CCSS.ELA-LITERACY.WHST.11-12.1.A
Introduce precise, knowledgeable claim(s), establish the significance of the claim(s),

CCSS.ELA-LITERACY.WHST.11-12.1.C
Use words, phrases, and clauses as well as varied syntax to link the major sections of the text, create cohesion, and clarify the relationships between claim(s) and reasons

CCSS.ELA-LITERACY.WHST.11-12.1.D
Establish and maintain a formal style and objective tone while attending to the norms and conventions of the discipline

CCSS.ELA-LITERACY.WHST.11-12.2.C
Use varied transitions and sentence structures to link the major sections of the text, create cohesion, and clarify the relationships among complex ideas and concepts.

Materials:

  1. 2015 AP Literature Open-ended Question packet ( page 13)
  2. AP 2015 scoring guidelines ( page 15)
  3. Hand out -Construct a Score Commentary( page 31); Scoring Guide Overview ( page 10)

Agenda

Do Now: Describe one of the criteria you know, according to which your AP essay is scored.Pair share.

Mini Lesson:

A. Becoming familiar with the AP Literature Scoring Guide ( page 10)

In a small group, read the scoring guide ( page 10) and the AP 2015 scoring guidelines( page 15). List key characteristics of one of the categories below in the scoring guide on a poster paper.

  1. 9-8 essays
  2. 7-6 essays
  3. 5 essays
  4. 4-3 essays
  5. 2-1 essays

B.Present your ideas to the class.

Independent Practice

Read the student sample essay  ( page 13 in the packet) and construct a score commentary by completing the worksheet ( page 31) in the small group.

Assessment

Use the criteria in each category and your comments, what score can we award the student’s essay?

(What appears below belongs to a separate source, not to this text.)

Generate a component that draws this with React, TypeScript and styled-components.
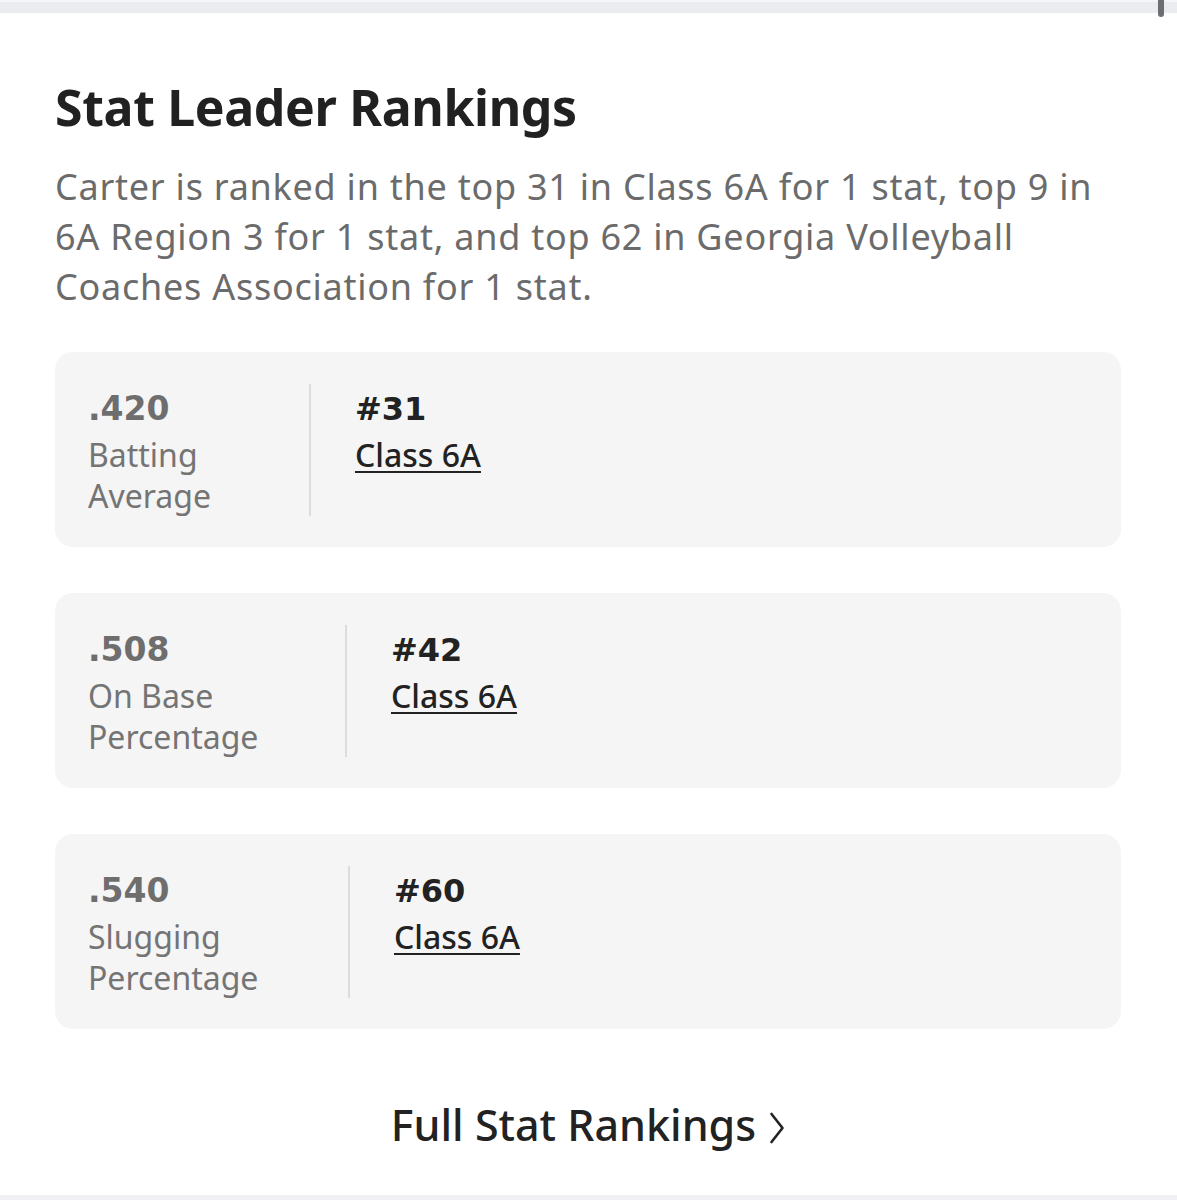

Why?

Collect the scoring commentary sheet.

Homework:

  • Use the scoring guidelines to guide your essay revision.
  • Read Act I of Othello and pick a passage(part of a scene or a monologue, no longer than a page)  that you are most intrigued with. Explain what makes the passage stand out to you and your understanding of it. How does the passage function in the the act? In other words, in what ways is the passage critical to the understanding of the entire act ( Act I)?